BRIEF DESCRIPTION OF THE DRAWINGS
[0034] The foregoing and other aspects of the exemplary embodiments
of this invention are made more evident in the following Detailed
Description, when read in conjunction with the attached Drawing
Figures.
[0035] FIG. 1 is a schematic diagram showing a macro eNB cell and a
CSG home eNB cell which are subject to co-channel interference and
which is an environment in which exemplary embodiments of the
invention may be advantageously practiced.
[0036] FIG. 2 is a timing diagram of downlink subframes for a macro
eNB and a CSG Home eNB and illustrating an inter-cell interference
mitigation scheme relevant to certain exemplary embodiments of the
invention.
[0037] FIG. 3A is a timing diagram showing CSI related subframes
set forth in LTE Release 8.
[0038] FIG. 3B is a timing diagram showing DL subframes in which
CSI is measured and UL subframes in which the measured CSI is
reported according to an exemplary embodiment of the invention.
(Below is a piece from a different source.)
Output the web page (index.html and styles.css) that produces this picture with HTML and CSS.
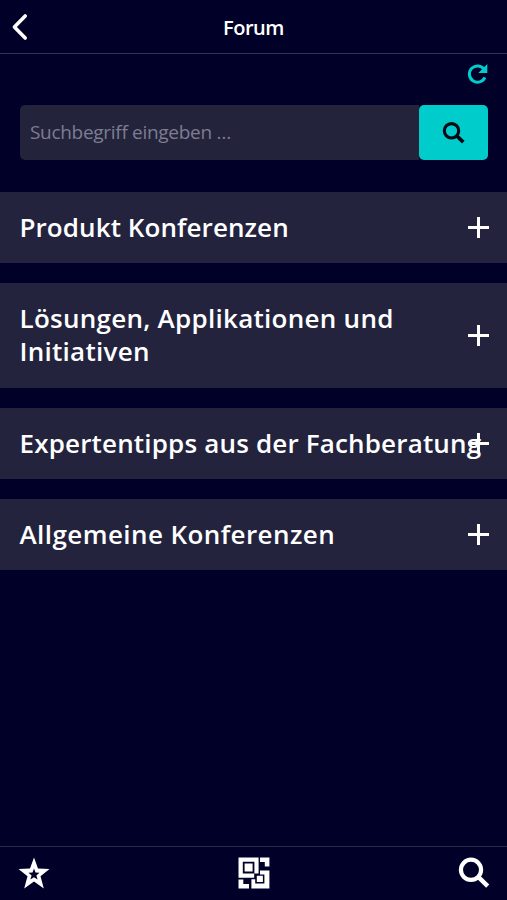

[0039] FIG. 4 is a simplified block diagram of various electronic
devices that are suitable for use in practicing the exemplary
embodiments of this invention.
[0040] FIG. 5 is a logical flow diagram that illustrates the
operation of a method, and result of execution of computer program
instructions embodied on a computer readable memory, in accordance
with the exemplary embodiments of this invention.
DETAILED DESCRIPTION
[0041] Though not limited thereto, embodiments of this invention
are particularly advantageous for use in an LTE and LTE-A systems,
and concern mapping between subframes in which the UE measures CSI
and subframes in which the UE sends measured CSI to the eNB. In
LTE/LTE-A and also in certain other radio technologies it is the
network which directs the UE which subframes to measure, and there
is a mapping between the subframe being measured and the subframe
in which the measurements are reported. Both the UE and the network
use the same mapping though perhaps in reverse order, and therefore
embodiments of these teachings apply to both the UE and to the eNB.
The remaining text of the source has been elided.